While high cardinality metrics provide valuable granular insights, they also present certain limitations and challenges:

1. Storage Requirements: High cardinality metrics can significantly increase storage demands. Storing a vast number of unique values requires more disk space, which may become an issue in environments with limited resources or massive datasets.
2. Performance Impact: Managing and analyzing high cardinality data can slow down performance, particularly during data ingestion and querying. The additional processing power and memory required can result in slower response times and higher resource utilization.
3. Scalability Issues: As cardinality increases, scalability can become a concern. The system may struggle to handle the rising number of distinct values, putting a strain on infrastructure and limiting its ability to manage larger workloads.
4. Query Efficiency: Retrieving data from high cardinality metrics can lead to longer query times. The complexity involved in handling a large number of distinct values can slow down analysis, especially in time-sensitive applications.
5. Visualization and Analysis Complexity: Traditional visualization tools may struggle to present high cardinality data effectively. Displaying too many unique values can result in cluttered, hard-to-read charts, necessitating aggregation or sampling techniques to simplify the data.
6. Indexing and Metadata Management: Maintaining indexes and metadata for high cardinality metrics can be resource-intensive. Efficient data structures are needed to support fast querying, which adds to the system’s overhead.

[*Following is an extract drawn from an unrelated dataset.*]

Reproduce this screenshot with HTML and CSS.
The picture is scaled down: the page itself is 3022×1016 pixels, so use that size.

To mitigate these challenges, it's essential to evaluate the necessity of tracking high cardinality metrics.

Consider employing data aggregation strategies, optimizing system configurations, or leveraging specialized databases like time series databases (e.g. Last9) or distributed systems that offer better management for high cardinality data.

Prometheus and High Cardinality

Prometheus, a widely used open-source monitoring and alerting tool, often faces challenges when dealing with high cardinality metrics, especially in large-scale deployments.

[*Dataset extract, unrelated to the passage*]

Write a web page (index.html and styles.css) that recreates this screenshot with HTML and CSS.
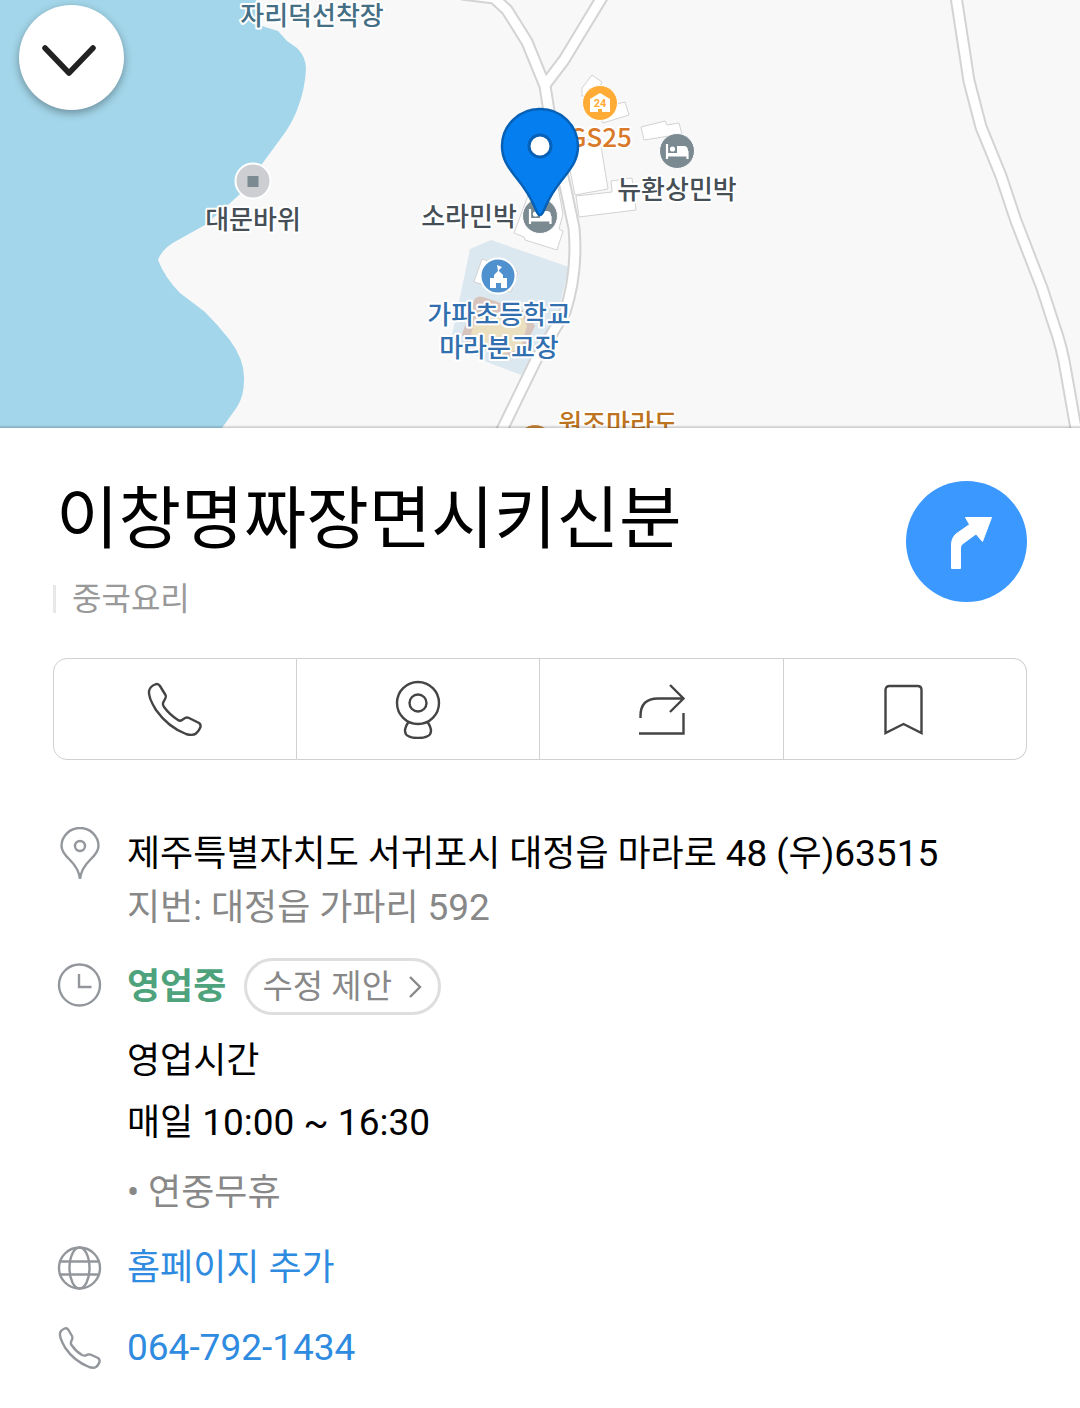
FILE: index.html
```html
<!DOCTYPE html>
<html lang="ko">
<head>
<meta charset="utf-8">
<meta name="viewport" content="width=device-width, initial-scale=1">
<title>이창명짜장면시키신분</title>
<link rel="stylesheet" href="styles.css">
</head>
<body>
<main class="place">
  <section class="map" aria-label="지도">
    <svg class="map-canvas" viewBox="0 0 1080 428" preserveAspectRatio="xMidYMin slice">
      <defs>
        <g id="bed">
          <circle r="17.5" fill="#7b8990" stroke="#fff" stroke-width="1"/>
          <path d="M-10-7V8M-9.500 4.500H9.500M10.500 8V0" fill="none" stroke="#fff" stroke-width="2.200"/>
          <circle cx="-4.500" cy="-2" r="2.600" fill="#fff"/>
          <path d="M0-5H7Q11-5 11 0V5H-9V2H0Z" fill="#fff"/>
        </g>
      </defs>
      <rect width="1080" height="428" fill="#f8f8f8"/>
      <path fill="#a3d6ea" d="M0 0H256L262 26L278 31L287 41L297 48Q306 57 306 69Q305 90 297 110Q292 123 284 134L262 164L240 194L228 205L205 225L178 240Q162 248 158 260Q165 278 180 293L205 312Q218 325 229 339Q245 360 244 380Q244 396 237 407L222 428H0Z"/>
      <path fill="#dce8f0" d="M470 249L491 240L569 267L556 320L521 375L487 362L451 340Z"/>
      <path fill="#d7c4bd" d="M473 303Q475 295 483 297L527 312L535 326L521 354L510 357L466 344L462 334Z"/>
      <path fill="#eadfbf" d="M476 318L522 314L527 326L520 350L500 354L471 334Z"/>
      <g fill="#fff" stroke="#d2d2d2" stroke-width="1">
        <path d="M482 259L518 272L511 292L474 282Z"/>
        <path d="M592 75L602 82L595 96L582 96V88Z"/>
        <path d="M599 115L603 107L625 102L629 115L603 123Z"/>
        <path d="M641 127L665 121L667 125L679 123L682 134L644 140Z"/>
        <path d="M570 140H600L608 189L575 195L566 150Z"/>
        <path d="M576 196L612 192L611 181L632 178L636 210L579 217Z"/>
        <path d="M529 193L558 187L563 214L559 229L563 231L557 250L525 240L524 237L514 233Z"/>
      </g>
      <g fill="none" stroke-linejoin="round">
        <g stroke="#d3d3d3" stroke-width="13">
          <path d="M462-6L494-2L507 10L527 42L545 86L552 130L566 190L574 228Q578 272 565 312L536 360L500 434"/>
          <path d="M604-6L564 60L545 85"/>
          <path d="M955-10L969 81L981 127L1001 176L1016 221L1042 288L1054 325Q1062 347 1066 372L1078 440"/>
        </g>
        <g stroke="#fff" stroke-width="9">
          <path d="M462-6L494-2L507 10L527 42L545 86L552 130L566 190L574 228Q578 272 565 312L536 360L500 434"/>
          <path d="M604-6L564 60L545 85"/>
          <path d="M955-10L969 81L981 127L1001 176L1016 221L1042 288L1054 325Q1062 347 1066 372L1078 440"/>
        </g>
      </g>
      <g stroke="#fff">
        <circle cx="253" cy="181" r="17.500" fill="#cdced2" stroke-width="2"/>
        <rect x="247.500" y="176" width="11" height="11" fill="#7b8990" stroke="none"/>
        <circle cx="600" cy="103" r="17.500" fill="#ffab35" stroke-width="1"/>
        <circle cx="498" cy="276" r="17.500" fill="#4f90cf" stroke-width="2"/>
        <circle cx="535" cy="442" r="17.500" fill="#c8863a" stroke-width="1"/>
      </g>
      <path fill="#fff" d="M600 93L610 99V112H602V109H598V112H590V99Z"/>
      <text class="store-mark" x="600" y="107">24</text>
      <path fill="#fff" d="M497 265L502 267L499 270V271L503 275V278H507V288H501V283H496V288H490V278H494V275L498 271Z"/>
      <use href="#bed" x="677" y="151"/>
      <use href="#bed" x="540" y="216"/>
      <g class="labels">
        <text class="teal" x="312" y="25">자리덕선착장</text>
        <text x="253" y="229">대문바위</text>
        <text x="469" y="226">소라민박</text>
        <text x="677" y="199">뉴환상민박</text>
        <text class="orange" x="600" y="147">GS25</text>
        <text class="blue" x="499" y="324">가파초등학교</text>
        <text class="blue" x="499" y="357">마라분교장</text>
        <text class="gold" x="618" y="433">원조마라도</text>
      </g>
      <path fill="#057fef" stroke="#0660b5" stroke-width="2.500" stroke-linejoin="round" d="M540 109A37.500 37.500 0 0 0 502 146C502 159 508 167 515 176C524 187 531 197 536 210Q538 215 540 215Q542 215 544 210C549 197 556 187 565 176C572 167 578 159 578 146A37.500 37.500 0 0 0 540 109Z"/>
      <circle cx="540" cy="146" r="11" fill="#fff" stroke="#0660b5" stroke-width="3"/>
    </svg>
    <button class="collapse" type="button" aria-label="접기">
      <svg width="60" height="40" viewBox="0 0 60 40" fill="none" stroke="#222" stroke-width="5.500" stroke-linecap="round" stroke-linejoin="round"><path d="M3 10L27 35L51 10"/></svg>
    </button>
  </section>

  <section class="sheet">
    <header class="head">
      <div class="names">
        <h1 class="title">이창명짜장면시키신분</h1>
        <p class="category">중국요리</p>
      </div>
      <button class="route" type="button" aria-label="길찾기">
        <svg width="121" height="121" viewBox="0 0 121 121" fill="#fff" stroke="#fff" stroke-width="1" stroke-linejoin="round"><path d="M45.500 87.500V64Q45.500 57 50 53L63.500 43.500L59.500 36.500H85.500L76.500 60.500L70 53L57 62.500Q54.500 64 54.500 67V87.500Z"/></svg>
      </button>
    </header>

    <nav class="actions">
      <button type="button" aria-label="전화">
        <svg width="60" height="60" viewBox="0 0 60 60"><path d="M10 5.500Q13 4 15 7L20.500 16Q21.500 17.500 20.500 19L18 24Q17.500 26 19 28Q25 36 33 41Q35 42.500 37 41L40 39Q42 38 44 39L54 44Q56 45.500 55.500 48Q54 52 51 54.500Q48 57 41 55Q23 48 11 31Q3 18 4 12Q5 7.500 10 5.500Z"/></svg>
      </button>
      <button type="button" aria-label="로드뷰">
        <svg width="60" height="60" viewBox="0 0 60 60"><circle cx="30" cy="24" r="21"/><circle cx="30" cy="24" r="8.500"/><path d="M20.500 43Q17 48 17 52Q17 59 30 59Q43 59 43 52Q43 48 39.500 43"/></svg>
      </button>
      <button type="button" aria-label="공유">
        <svg width="60" height="60" viewBox="0 0 60 60"><path d="M9.500 39V37Q9.500 19.500 27 19.500H52M39 6L52.500 19.500L39 33M8 54.500H52.500V34"/></svg>
      </button>
      <button type="button" aria-label="저장">
        <svg width="60" height="60" viewBox="0 0 60 60"><path d="M10.500 54V11Q10.500 7 14.500 7H42.500Q46.500 7 46.500 11V54L28.500 45Z"/></svg>
      </button>
    </nav>

    <ul class="info">
      <li class="row">
        <svg class="icon" width="54" height="54" viewBox="0 0 54 54"><path d="M27 52Q26 42 17 33Q8.500 25 8.500 19A18.500 18 0 0 1 45.500 19Q45.500 25 37 33Q28 42 27 52Z"/><circle cx="27" cy="19" r="5"/></svg>
        <div class="body">
          <p>제주특별자치도 서귀포시 대정읍 마라로 <span class="num">48</span> (우)<span class="num">63515</span></p>
          <p class="muted">지번: 대정읍 가파리 <span class="num">592</span></p>
        </div>
      </li>
      <li class="row">
        <svg class="icon" width="54" height="54" viewBox="0 0 54 54"><circle cx="26.500" cy="27" r="20.500"/><path d="M26 16V29H38.500"/></svg>
        <div class="body">
          <div class="status">
            <strong class="open">영업중</strong>
            <button class="suggest" type="button">수정 제안
              <svg width="14" height="24" viewBox="0 0 14 24"><path d="M2 2L12 12L2 22"/></svg>
            </button>
          </div>
          <div class="hours">
            <p>영업시간</p>
            <p>매일 <span class="num">10:00 ~ 16:30</span></p>
            <p class="muted">• 연중무휴</p>
          </div>
        </div>
      </li>
      <li class="row">
        <svg class="icon" width="54" height="54" viewBox="0 0 54 54"><circle cx="26.500" cy="27" r="20.500"/><ellipse cx="26.500" cy="27" rx="10" ry="20.500"/><path d="M7.500 20.500H45.500M7.500 33.500H45.500"/></svg>
        <div class="body"><a href="#homepage">홈페이지 추가</a></div>
      </li>
      <li class="row">
        <svg class="icon" width="54" height="54" viewBox="0 0 54 54"><path d="M11.500 7.500Q14 6.500 15.500 9L19 15Q20 17 19 18.500L18 21Q17.500 22.500 18.500 24Q23 30.500 29 34Q31 35 32.500 34.500L35 33.500Q37 33 38.500 34L45 37Q47 38.500 46.500 41Q45.500 44 43 46Q40.500 47.500 36 46Q21 40 12 26.500Q6 16 7 12Q8 9 11.500 7.500Z"/></svg>
        <div class="body"><a class="num" href="tel:064-792-1434">064-792-1434</a></div>
      </li>
    </ul>
  </section>
</main>
</body>
</html>
```

FILE: styles.css
```css
* { box-sizing: border-box; }

body {
  margin: 0;
  background: #fff;
  color: #000;
  font-family: Roboto, "Noto Sans CJK KR", sans-serif;
}

h1, p, ul { margin: 0; padding: 0; font-weight: 400; }
ul { list-style: none; }

button {
  margin: 0;
  padding: 0;
  border: 0;
  background: none;
  color: inherit;
  font: inherit;
  cursor: pointer;
}

svg { display: block; }

/* Map */
.map {
  position: relative;
  overflow: hidden;
}

.map::after {
  content: "";
  position: absolute;
  right: 0;
  bottom: 0;
  left: 0;
  height: 3px;
  background: linear-gradient(rgba(0, 0, 0, 0), rgba(0, 0, 0, .2));
}

.map-canvas { width: 100%; height: 428px; }

.labels text {
  fill: #464f56;
  stroke: #fff;
  stroke-width: 4px;
  stroke-linejoin: round;
  paint-order: stroke;
  font: 500 26px "Noto Sans CJK KR", sans-serif;
  text-anchor: middle;
}
.labels .teal { fill: #456f84; }
.labels .blue { fill: #316fae; }
.labels .orange { fill: #d97a2b; }
.labels .gold { fill: #bd7420; }

.store-mark {
  fill: #ffab35;
  font: 700 11px Roboto, sans-serif;
  text-anchor: middle;
}

.collapse {
  position: absolute;
  top: 5px;
  left: 19px;
  display: grid;
  place-items: center;
  width: 105px;
  height: 105px;
  border-radius: 50%;
  background: #fff;
  box-shadow: 0 3px 8px rgba(0, 0, 0, .35);
}

/* Place sheet */
.sheet { padding: 52px 53px 32px; }

.head {
  display: flex;
  justify-content: space-between;
  align-items: flex-start;
}

.title { padding-left: 3px; font-size: 68px; line-height: 80px; }

.category {
  display: flex;
  align-items: center;
  gap: 16px;
  margin-top: 19px;
  color: #999;
  font-size: 32px;
  line-height: 40px;
}
.category::before {
  content: "";
  width: 3px;
  height: 28px;
  background: #e8e8e8;
}

.route {
  flex: none;
  margin-top: 1px;
  border-radius: 50%;
  background: #3a98ff;
}

.actions {
  display: grid;
  grid-template-columns: repeat(4, 1fr);
  height: 102px;
  margin-top: 39px;
}
.actions button {
  display: grid;
  place-items: center;
  border: 1px solid #d0d0d0;
  border-left-width: 0;
}
.actions button:first-child {
  border-left-width: 1px;
  border-radius: 14px 0 0 14px;
}
.actions button:last-child { border-radius: 0 14px 14px 0; }
.actions svg {
  fill: none;
  stroke: #444;
  stroke-width: 2.4px;
}

/* Details */
.info {
  display: flex;
  flex-direction: column;
  margin-top: 67px;
  font-size: 36px;
  line-height: 54px;
}

.row { display: flex; gap: 20px; }
.row:nth-child(2) { margin-top: 23px; }
.row:nth-child(3) { margin-top: 17px; }
.row:nth-child(4) { margin-top: 26px; }

.icon {
  flex: none;
  fill: none;
  stroke: #93979c;
  stroke-width: 2.4px;
}

.body { flex: 1; min-width: 0; }
.row a { color: #2f8be0; text-decoration: none; }
.num { font-size: 37px; }
.muted { color: #888; }

.status { display: flex; align-items: center; gap: 18px; }
.open { color: #4ea37c; font-weight: 700; }

.suggest {
  display: flex;
  align-items: center;
  gap: 16px;
  height: 57px;
  padding: 0 16px 0 15px;
  border: 3px solid #dedede;
  border-radius: 29px;
  color: #888;
  font-size: 33px;
}
.suggest svg { fill: none; stroke: #888; stroke-width: 2.4px; }

.hours { margin-top: 15px; line-height: 62px; }
.hours .muted { margin-top: 8px; }
```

In Prometheus, high cardinality refers to the large number of unique label combinations associated with time series metrics. Labels, which are key-value pairs that describe the metrics, allow for powerful querying and dimensional analysis.

However, when these labels result in a vast number of distinct combinations, it can put a strain on Prometheus resources, leading to increased memory usage, slower queries, and higher storage demands.

To manage high cardinality effectively in Prometheus, here are a few strategies:

1. Careful Label Selection: Avoid using too many labels or labels with an excessive number of distinct values unless necessary. Evaluate the potential impact on cardinality before introducing new labels.
2. Relabeling and Aggregation: Utilize Prometheus’s relabeling and aggregation capabilities to reduce cardinality. Relabeling allows you to modify or drop labels, while aggregation helps combine similar data points, minimizing distinct time series.
3. Chunking and Compression: Configure Prometheus to take advantage of chunking and compression to optimize storage. This reduces the disk space required for high cardinality metrics.
4. Metric Naming Conventions: Implement clear and consistent naming conventions for your metrics. Meaningful names make it easier to manage high-cardinality data and ensure better organization.
5. Downsampling: When high-resolution data isn’t necessary, downsampling metrics can help. Aggregating data over longer intervals or storing downsampled data in a separate database can reduce storage and query overhead.
6. Monitoring and Optimization: Continuously monitor the performance of your Prometheus server, including memory, disk usage, and query latencies. Adjust configurations based on performance patterns and resource utilization to keep your system running smoothly.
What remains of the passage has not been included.